Pour faire simple, l’exégèse est l’étude approfondie d’un texte, en particulier philosophique ou religieux. «On en voit la nécessité quand un texte inspire plusieurs interprétations», explique Franz Mali. Très prégnante durant les premiers siècles de l’ère chrétienne, la démarche exégétique influencera la culture occidentale durant plus d’un millénaire.
Dans le monde chrétien au IVe siècle, les disputes dogmatiques qui animent les conciles, notamment sur la nature du Christ, donneront lieu à des discussions de très haut vol, requérant d’excellentes notions philosophiques, ainsi que des connaissances approfondies des Ecritures et de l’interprétation rabbinique. «C’est la preuve que les Pères de l’Eglise ont été influencés par des auteurs appartenant à la culture hellénique et juive, conclut Mantė Lenkaitytė Ostermann, même si on a cherché à le masquer au cours du Moyen âge.» L’inverse reste à prouver.
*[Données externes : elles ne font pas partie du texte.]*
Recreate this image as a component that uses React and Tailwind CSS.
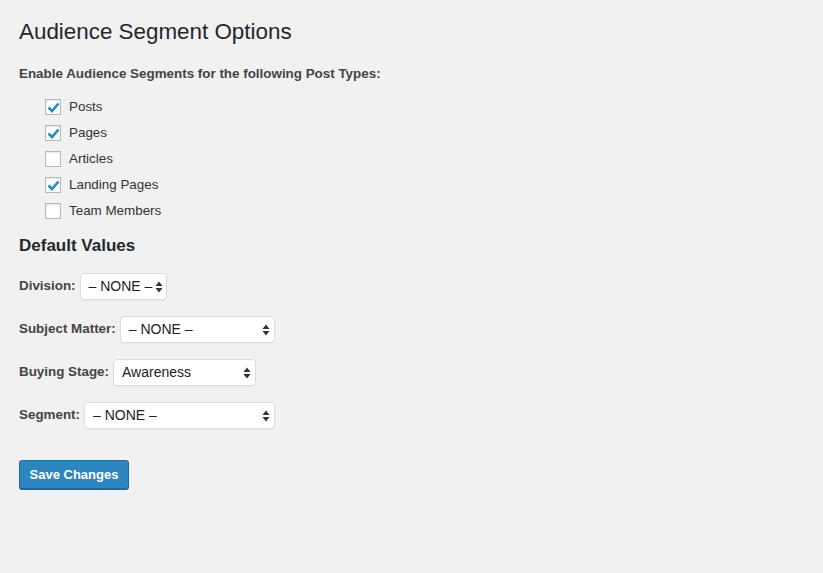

«Au cours de l’Antiquité tardive, il est probable que les Grecs subissent à leur tour l’influence des exégètes chrétiens, avance Tatjana Aleknienė, mais ils ne l’avouent pas. A nous de le découvrir!»
Un indice? Philon d’Alexandrie, un contemporain de Jésus, atteste cette circulation des idées. Il est juif, et connaît donc très bien la tradition exégétique juive, mais il est aussi passionné par la philosophie grecque. Pour Tatjana Aleknienė, son interprétation des Ecritures, en tant que platonicien, donne des «fruits vraiment étonnants».
Des cénacles d’exégètes transformés en champs de bataille
Chasse gardée des intellectuels, la discussion entre exégètes a, plus qu’à son tour, viré à la foire d’empoigne. Les chercheurs suisses et lituaniens cherchent à établir les raisons de ces querelles. Comment chaque exégète justifie-t-il son point de vue? Pourquoi tient-il mordicus à sa version? «Nous nous trouvons à la frontière de la psychologie, observe Tatjana Aleknienė, car nous examinons aussi les raisons inconscientes qui sous-tendent les interprétations.»
«Si on se dispute pour un texte, explique Franz Mali, c’est que l’on est convaincu qu’il recèle UNE vérité. Les interprétations divergentes vont jusqu’à provoquer des excommunications.»
Autre temps, autres mœurs! Entre exégètes du XXIe siècle, les débats sont devenus moins virulents, mais l’on continue de se critiquer… à fleuret moucheté. «Nous sommes plus humbles. Dans l’Antiquité, l’humilité faisait défaut», plaisante Tatjana Aleknienė. Et les trois «exégètes des exégètes» de partir d’un grand éclat de rire.
__________Une collaboration aussi vieille que l’Université de Fribourg
La collaboration entre chercheurs suisses et lituaniens ne doit rien au hasard. Dès la fin du XIXe siècle, de nombreux lituaniens viennent étudier à Fribourg. Dans l’Entre-deux-guerres, on en compte plus de trois cents, dont Jurgis Matulaitis, béatifié par Jean-Paul II en 1987. Le projet actuel donnera lieu à un colloque final à Vilnius au début du mois de septembre. Les textes seront publiés dans la Freiburger Zeitschrift für Philosophie und Theologie.